:: Written instruction ::
Include in the output only the lines from the opening of the records through the line containing "import React from 'react';", each printed exactly; pictures are omitted.

:: Dataset extract ::
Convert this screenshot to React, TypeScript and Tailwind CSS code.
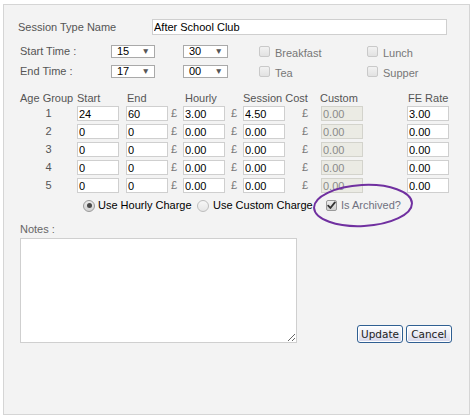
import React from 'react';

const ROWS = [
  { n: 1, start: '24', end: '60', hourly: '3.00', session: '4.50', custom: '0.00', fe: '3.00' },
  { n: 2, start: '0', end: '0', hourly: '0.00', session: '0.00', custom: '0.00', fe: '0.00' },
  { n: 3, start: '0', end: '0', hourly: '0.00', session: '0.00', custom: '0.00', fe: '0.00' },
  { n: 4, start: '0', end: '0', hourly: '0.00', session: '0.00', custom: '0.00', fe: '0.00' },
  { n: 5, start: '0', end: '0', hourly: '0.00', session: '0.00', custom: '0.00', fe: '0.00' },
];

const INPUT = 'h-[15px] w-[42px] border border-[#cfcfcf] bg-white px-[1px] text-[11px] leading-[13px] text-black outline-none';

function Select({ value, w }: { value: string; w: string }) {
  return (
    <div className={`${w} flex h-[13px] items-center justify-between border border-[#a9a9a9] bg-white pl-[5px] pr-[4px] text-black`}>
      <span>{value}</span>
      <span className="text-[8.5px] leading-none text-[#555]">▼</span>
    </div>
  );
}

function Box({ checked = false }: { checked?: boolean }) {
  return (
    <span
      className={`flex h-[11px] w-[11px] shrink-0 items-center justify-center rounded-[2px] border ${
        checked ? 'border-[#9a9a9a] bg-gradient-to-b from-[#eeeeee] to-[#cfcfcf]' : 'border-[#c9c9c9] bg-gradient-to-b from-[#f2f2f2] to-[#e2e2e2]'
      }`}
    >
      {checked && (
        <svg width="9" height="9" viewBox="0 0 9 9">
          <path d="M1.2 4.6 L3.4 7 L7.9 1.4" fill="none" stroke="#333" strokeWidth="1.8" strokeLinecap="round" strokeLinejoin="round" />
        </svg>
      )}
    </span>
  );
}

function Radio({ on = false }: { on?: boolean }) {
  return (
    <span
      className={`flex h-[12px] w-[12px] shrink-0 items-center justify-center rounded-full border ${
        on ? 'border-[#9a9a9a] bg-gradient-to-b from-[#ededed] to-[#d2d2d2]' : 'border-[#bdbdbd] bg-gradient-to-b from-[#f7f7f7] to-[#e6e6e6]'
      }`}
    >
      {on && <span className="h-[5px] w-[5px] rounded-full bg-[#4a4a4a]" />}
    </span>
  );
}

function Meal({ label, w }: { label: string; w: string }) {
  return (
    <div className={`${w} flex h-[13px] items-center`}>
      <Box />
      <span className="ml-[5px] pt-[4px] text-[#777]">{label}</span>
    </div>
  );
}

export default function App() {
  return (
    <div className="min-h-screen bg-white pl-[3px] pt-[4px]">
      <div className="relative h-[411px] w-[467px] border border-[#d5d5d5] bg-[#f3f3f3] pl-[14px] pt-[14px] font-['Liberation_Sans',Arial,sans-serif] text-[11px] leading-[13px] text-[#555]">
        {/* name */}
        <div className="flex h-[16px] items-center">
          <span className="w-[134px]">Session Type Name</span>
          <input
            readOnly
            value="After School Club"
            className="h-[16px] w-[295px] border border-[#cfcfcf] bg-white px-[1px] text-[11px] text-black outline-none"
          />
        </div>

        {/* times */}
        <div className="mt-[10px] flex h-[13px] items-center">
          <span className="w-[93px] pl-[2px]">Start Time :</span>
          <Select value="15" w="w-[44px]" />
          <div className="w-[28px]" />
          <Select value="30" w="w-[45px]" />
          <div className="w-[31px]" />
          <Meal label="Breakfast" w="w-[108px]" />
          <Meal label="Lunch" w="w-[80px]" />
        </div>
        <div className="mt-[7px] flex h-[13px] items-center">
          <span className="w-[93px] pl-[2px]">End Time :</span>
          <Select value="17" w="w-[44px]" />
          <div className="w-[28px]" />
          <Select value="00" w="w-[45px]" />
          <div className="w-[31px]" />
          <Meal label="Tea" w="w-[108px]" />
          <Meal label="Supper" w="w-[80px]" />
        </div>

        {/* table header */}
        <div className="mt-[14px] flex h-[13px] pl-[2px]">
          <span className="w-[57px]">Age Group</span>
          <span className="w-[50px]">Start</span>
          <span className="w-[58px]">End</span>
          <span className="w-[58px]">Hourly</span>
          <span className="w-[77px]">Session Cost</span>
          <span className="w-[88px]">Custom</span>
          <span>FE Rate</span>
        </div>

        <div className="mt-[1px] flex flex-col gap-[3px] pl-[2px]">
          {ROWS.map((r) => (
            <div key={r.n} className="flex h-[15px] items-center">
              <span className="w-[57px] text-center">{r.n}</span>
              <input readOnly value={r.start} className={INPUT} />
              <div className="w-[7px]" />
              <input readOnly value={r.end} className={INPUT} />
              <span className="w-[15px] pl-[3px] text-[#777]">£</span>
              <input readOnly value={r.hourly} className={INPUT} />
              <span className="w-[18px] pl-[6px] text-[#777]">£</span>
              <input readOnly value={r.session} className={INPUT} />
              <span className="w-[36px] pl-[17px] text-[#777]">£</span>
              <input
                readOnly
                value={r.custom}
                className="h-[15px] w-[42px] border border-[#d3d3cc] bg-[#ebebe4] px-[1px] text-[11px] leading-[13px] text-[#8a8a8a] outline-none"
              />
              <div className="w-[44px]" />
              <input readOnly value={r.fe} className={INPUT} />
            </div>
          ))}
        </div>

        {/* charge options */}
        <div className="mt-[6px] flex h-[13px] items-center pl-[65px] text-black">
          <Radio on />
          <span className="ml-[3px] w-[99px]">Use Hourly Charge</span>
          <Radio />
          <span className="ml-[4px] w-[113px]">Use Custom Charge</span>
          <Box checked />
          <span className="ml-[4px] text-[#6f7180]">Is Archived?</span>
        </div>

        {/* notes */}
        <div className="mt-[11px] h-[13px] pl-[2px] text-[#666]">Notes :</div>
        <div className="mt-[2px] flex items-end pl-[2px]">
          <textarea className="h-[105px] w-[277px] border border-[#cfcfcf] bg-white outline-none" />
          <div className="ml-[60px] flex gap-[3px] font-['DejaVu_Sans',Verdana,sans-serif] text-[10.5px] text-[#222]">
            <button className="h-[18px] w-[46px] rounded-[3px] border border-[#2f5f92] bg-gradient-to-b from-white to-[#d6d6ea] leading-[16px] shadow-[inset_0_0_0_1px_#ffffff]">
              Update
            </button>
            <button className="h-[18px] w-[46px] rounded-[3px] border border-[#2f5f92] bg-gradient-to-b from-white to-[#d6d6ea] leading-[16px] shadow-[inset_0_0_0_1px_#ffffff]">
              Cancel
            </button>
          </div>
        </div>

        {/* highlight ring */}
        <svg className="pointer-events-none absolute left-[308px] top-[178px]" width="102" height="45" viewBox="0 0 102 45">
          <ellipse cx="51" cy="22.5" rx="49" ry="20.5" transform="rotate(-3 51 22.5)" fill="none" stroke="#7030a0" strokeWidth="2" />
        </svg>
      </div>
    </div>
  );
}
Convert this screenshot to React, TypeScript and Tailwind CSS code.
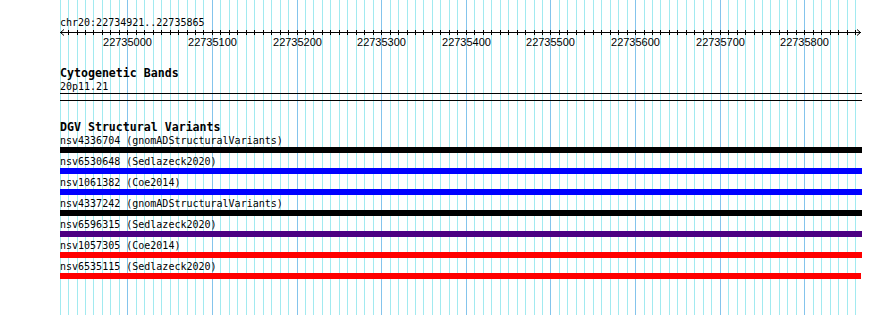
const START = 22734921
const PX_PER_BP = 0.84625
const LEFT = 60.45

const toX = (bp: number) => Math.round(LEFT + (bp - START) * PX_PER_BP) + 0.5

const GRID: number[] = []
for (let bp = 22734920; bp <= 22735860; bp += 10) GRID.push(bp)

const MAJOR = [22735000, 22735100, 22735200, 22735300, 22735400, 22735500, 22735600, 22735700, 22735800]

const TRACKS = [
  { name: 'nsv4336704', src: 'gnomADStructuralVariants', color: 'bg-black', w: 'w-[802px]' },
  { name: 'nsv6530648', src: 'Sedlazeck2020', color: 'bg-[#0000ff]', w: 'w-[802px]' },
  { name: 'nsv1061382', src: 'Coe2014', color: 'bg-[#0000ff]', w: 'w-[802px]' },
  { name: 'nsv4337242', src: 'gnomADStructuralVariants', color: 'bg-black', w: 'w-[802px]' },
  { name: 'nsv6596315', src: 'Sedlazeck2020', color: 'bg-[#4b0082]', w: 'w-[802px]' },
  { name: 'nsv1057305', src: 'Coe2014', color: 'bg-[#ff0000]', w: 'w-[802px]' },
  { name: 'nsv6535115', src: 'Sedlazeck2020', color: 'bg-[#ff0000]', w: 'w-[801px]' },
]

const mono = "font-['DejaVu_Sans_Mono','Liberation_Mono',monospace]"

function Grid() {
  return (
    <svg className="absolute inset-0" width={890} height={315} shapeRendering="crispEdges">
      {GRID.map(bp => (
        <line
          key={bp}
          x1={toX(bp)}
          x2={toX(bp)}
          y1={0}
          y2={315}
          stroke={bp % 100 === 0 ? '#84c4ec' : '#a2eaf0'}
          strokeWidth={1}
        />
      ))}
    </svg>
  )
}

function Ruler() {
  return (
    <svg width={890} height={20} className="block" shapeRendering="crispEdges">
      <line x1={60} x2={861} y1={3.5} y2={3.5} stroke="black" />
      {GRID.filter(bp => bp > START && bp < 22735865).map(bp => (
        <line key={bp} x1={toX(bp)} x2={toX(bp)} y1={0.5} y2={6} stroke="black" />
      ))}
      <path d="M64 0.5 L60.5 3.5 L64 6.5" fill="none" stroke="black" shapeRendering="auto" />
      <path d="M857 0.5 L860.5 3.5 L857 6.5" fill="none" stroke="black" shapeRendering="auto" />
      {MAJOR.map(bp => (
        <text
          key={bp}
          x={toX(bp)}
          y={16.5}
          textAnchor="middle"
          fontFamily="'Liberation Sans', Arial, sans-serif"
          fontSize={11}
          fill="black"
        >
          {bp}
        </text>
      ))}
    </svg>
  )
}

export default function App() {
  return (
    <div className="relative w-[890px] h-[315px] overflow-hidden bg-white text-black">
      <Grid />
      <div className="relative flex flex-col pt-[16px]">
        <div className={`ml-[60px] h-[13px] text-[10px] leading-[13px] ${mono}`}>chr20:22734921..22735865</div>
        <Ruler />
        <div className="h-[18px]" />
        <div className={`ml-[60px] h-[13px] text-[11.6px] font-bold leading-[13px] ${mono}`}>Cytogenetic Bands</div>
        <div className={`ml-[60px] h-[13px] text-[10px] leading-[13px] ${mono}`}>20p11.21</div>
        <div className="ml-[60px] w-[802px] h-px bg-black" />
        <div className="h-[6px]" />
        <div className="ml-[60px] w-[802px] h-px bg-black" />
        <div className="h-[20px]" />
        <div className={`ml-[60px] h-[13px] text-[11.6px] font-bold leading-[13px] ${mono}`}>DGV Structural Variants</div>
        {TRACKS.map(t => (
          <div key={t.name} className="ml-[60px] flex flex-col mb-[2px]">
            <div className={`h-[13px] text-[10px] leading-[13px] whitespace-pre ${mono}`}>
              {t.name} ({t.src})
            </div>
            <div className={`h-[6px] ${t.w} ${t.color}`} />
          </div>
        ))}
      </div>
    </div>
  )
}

:: Exercise answer ::
Convert this screenshot to React, TypeScript and Tailwind CSS code.
import React from 'react';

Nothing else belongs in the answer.